YOUR TASK> Give back the full material, exactly as it reads.

-- Begin --

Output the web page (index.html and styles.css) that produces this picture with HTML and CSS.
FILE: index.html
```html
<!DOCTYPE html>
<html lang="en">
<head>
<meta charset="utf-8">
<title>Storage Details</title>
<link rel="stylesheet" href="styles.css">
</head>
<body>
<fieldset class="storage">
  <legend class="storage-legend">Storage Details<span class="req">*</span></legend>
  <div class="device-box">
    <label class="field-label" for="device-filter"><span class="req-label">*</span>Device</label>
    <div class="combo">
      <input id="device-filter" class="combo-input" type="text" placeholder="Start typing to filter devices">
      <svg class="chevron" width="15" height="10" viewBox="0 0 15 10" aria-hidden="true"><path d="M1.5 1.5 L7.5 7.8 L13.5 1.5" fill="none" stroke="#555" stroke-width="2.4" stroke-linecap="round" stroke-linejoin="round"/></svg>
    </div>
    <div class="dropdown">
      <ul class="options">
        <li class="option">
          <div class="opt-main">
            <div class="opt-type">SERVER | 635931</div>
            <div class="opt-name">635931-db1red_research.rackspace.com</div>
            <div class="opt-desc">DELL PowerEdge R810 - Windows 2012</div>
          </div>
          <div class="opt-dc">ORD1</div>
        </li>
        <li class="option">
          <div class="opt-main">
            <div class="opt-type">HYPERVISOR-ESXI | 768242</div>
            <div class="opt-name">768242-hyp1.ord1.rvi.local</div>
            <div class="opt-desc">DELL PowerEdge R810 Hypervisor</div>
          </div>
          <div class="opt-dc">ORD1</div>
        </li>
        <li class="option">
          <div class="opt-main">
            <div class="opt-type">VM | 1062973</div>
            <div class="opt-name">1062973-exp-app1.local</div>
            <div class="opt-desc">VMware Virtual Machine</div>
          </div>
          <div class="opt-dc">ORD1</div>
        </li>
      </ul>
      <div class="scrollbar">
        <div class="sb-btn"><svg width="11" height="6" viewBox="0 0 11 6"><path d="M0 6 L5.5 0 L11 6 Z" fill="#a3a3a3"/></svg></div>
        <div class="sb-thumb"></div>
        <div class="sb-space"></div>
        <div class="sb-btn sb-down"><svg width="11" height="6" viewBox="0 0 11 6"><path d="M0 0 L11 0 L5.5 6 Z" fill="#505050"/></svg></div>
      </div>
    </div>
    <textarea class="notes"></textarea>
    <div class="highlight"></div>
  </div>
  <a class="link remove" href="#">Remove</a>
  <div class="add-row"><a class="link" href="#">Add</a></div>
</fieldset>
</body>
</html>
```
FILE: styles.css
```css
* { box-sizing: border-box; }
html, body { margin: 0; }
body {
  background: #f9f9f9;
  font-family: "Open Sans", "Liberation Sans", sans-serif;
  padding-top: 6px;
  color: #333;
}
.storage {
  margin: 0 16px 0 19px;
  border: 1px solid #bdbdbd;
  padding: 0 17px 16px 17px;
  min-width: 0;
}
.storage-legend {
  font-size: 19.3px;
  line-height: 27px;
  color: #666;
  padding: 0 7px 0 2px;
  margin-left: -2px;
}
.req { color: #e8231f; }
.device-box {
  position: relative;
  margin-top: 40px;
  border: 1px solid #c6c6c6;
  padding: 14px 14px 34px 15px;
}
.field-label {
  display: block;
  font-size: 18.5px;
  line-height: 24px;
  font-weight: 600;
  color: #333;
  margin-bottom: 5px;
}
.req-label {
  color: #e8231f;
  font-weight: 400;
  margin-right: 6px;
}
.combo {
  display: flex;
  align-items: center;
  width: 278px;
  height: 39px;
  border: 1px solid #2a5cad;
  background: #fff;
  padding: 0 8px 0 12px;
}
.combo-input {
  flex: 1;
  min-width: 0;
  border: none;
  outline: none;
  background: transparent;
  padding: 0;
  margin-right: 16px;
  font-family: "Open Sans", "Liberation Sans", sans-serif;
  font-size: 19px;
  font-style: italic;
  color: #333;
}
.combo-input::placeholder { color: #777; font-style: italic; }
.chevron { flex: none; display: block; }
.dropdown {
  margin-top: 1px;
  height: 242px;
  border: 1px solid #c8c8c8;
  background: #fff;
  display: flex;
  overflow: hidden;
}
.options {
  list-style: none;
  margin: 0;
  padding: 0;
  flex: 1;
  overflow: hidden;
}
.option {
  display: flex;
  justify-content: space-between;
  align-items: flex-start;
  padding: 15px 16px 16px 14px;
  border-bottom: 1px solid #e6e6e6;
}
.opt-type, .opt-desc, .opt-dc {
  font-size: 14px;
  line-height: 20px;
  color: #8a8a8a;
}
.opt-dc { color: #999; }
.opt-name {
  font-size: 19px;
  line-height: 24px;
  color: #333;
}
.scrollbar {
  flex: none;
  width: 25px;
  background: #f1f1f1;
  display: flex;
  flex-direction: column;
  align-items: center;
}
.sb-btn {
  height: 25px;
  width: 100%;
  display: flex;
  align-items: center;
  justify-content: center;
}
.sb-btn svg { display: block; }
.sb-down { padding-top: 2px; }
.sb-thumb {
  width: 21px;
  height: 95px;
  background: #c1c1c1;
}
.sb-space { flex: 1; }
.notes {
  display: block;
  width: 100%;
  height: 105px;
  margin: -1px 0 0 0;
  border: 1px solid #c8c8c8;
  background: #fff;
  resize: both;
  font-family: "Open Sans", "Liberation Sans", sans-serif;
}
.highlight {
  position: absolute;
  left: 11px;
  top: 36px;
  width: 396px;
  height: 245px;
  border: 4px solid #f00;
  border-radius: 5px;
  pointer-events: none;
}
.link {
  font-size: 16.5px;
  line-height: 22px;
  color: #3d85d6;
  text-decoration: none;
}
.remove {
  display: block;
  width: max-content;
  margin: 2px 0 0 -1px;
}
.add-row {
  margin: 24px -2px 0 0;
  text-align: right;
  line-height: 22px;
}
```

-- End --

OUTPUT OF THE EXERCISE>
Output the web page (index.html and styles.css) that produces this picture with HTML and CSS.
FILE: index.html
```html
<!DOCTYPE html>
<html lang="en">
<head>
<meta charset="utf-8">
<title>Storage Details</title>
<link rel="stylesheet" href="styles.css">
</head>
<body>
<fieldset class="storage">
  <legend class="storage-legend">Storage Details<span class="req">*</span></legend>
  <div class="device-box">
    <label class="field-label" for="device-filter"><span class="req-label">*</span>Device</label>
    <div class="combo">
      <input id="device-filter" class="combo-input" type="text" placeholder="Start typing to filter devices">
      <svg class="chevron" width="15" height="10" viewBox="0 0 15 10" aria-hidden="true"><path d="M1.5 1.5 L7.5 7.8 L13.5 1.5" fill="none" stroke="#555" stroke-width="2.4" stroke-linecap="round" stroke-linejoin="round"/></svg>
    </div>
    <div class="dropdown">
      <ul class="options">
        <li class="option">
          <div class="opt-main">
            <div class="opt-type">SERVER | 635931</div>
            <div class="opt-name">635931-db1red_research.rackspace.com</div>
            <div class="opt-desc">DELL PowerEdge R810 - Windows 2012</div>
          </div>
          <div class="opt-dc">ORD1</div>
        </li>
        <li class="option">
          <div class="opt-main">
            <div class="opt-type">HYPERVISOR-ESXI | 768242</div>
            <div class="opt-name">768242-hyp1.ord1.rvi.local</div>
            <div class="opt-desc">DELL PowerEdge R810 Hypervisor</div>
          </div>
          <div class="opt-dc">ORD1</div>
        </li>
        <li class="option">
          <div class="opt-main">
            <div class="opt-type">VM | 1062973</div>
            <div class="opt-name">1062973-exp-app1.local</div>
            <div class="opt-desc">VMware Virtual Machine</div>
          </div>
          <div class="opt-dc">ORD1</div>
        </li>
      </ul>
      <div class="scrollbar">
        <div class="sb-btn"><svg width="11" height="6" viewBox="0 0 11 6"><path d="M0 6 L5.5 0 L11 6 Z" fill="#a3a3a3"/></svg></div>
        <div class="sb-thumb"></div>
        <div class="sb-space"></div>
        <div class="sb-btn sb-down"><svg width="11" height="6" viewBox="0 0 11 6"><path d="M0 0 L11 0 L5.5 6 Z" fill="#505050"/></svg></div>
      </div>
    </div>
    <textarea class="notes"></textarea>
    <div class="highlight"></div>
  </div>
  <a class="link remove" href="#">Remove</a>
  <div class="add-row"><a class="link" href="#">Add</a></div>
</fieldset>
</body>
</html>
```
FILE: styles.css
```css
* { box-sizing: border-box; }
html, body { margin: 0; }
body {
  background: #f9f9f9;
  font-family: "Open Sans", "Liberation Sans", sans-serif;
  padding-top: 6px;
  color: #333;
}
.storage {
  margin: 0 16px 0 19px;
  border: 1px solid #bdbdbd;
  padding: 0 17px 16px 17px;
  min-width: 0;
}
.storage-legend {
  font-size: 19.3px;
  line-height: 27px;
  color: #666;
  padding: 0 7px 0 2px;
  margin-left: -2px;
}
.req { color: #e8231f; }
.device-box {
  position: relative;
  margin-top: 40px;
  border: 1px solid #c6c6c6;
  padding: 14px 14px 34px 15px;
}
.field-label {
  display: block;
  font-size: 18.5px;
  line-height: 24px;
  font-weight: 600;
  color: #333;
  margin-bottom: 5px;
}
.req-label {
  color: #e8231f;
  font-weight: 400;
  margin-right: 6px;
}
.combo {
  display: flex;
  align-items: center;
  width: 278px;
  height: 39px;
  border: 1px solid #2a5cad;
  background: #fff;
  padding: 0 8px 0 12px;
}
.combo-input {
  flex: 1;
  min-width: 0;
  border: none;
  outline: none;
  background: transparent;
  padding: 0;
  margin-right: 16px;
  font-family: "Open Sans", "Liberation Sans", sans-serif;
  font-size: 19px;
  font-style: italic;
  color: #333;
}
.combo-input::placeholder { color: #777; font-style: italic; }
.chevron { flex: none; display: block; }
.dropdown {
  margin-top: 1px;
  height: 242px;
  border: 1px solid #c8c8c8;
  background: #fff;
  display: flex;
  overflow: hidden;
}
.options {
  list-style: none;
  margin: 0;
  padding: 0;
  flex: 1;
  overflow: hidden;
}
.option {
  display: flex;
  justify-content: space-between;
  align-items: flex-start;
  padding: 15px 16px 16px 14px;
  border-bottom: 1px solid #e6e6e6;
}
.opt-type, .opt-desc, .opt-dc {
  font-size: 14px;
  line-height: 20px;
  color: #8a8a8a;
}
.opt-dc { color: #999; }
.opt-name {
  font-size: 19px;
  line-height: 24px;
  color: #333;
}
.scrollbar {
  flex: none;
  width: 25px;
  background: #f1f1f1;
  display: flex;
  flex-direction: column;
  align-items: center;
}
.sb-btn {
  height: 25px;
  width: 100%;
  display: flex;
  align-items: center;
  justify-content: center;
}
.sb-btn svg { display: block; }
.sb-down { padding-top: 2px; }
.sb-thumb {
  width: 21px;
  height: 95px;
  background: #c1c1c1;
}
.sb-space { flex: 1; }
.notes {
  display: block;
  width: 100%;
  height: 105px;
  margin: -1px 0 0 0;
  border: 1px solid #c8c8c8;
  background: #fff;
  resize: both;
  font-family: "Open Sans", "Liberation Sans", sans-serif;
}
.highlight {
  position: absolute;
  left: 11px;
  top: 36px;
  width: 396px;
  height: 245px;
  border: 4px solid #f00;
  border-radius: 5px;
  pointer-events: none;
}
.link {
  font-size: 16.5px;
  line-height: 22px;
  color: #3d85d6;
  text-decoration: none;
}
.remove {
  display: block;
  width: max-content;
  margin: 2px 0 0 -1px;
}
.add-row {
  margin: 24px -2px 0 0;
  text-align: right;
  line-height: 22px;
}
```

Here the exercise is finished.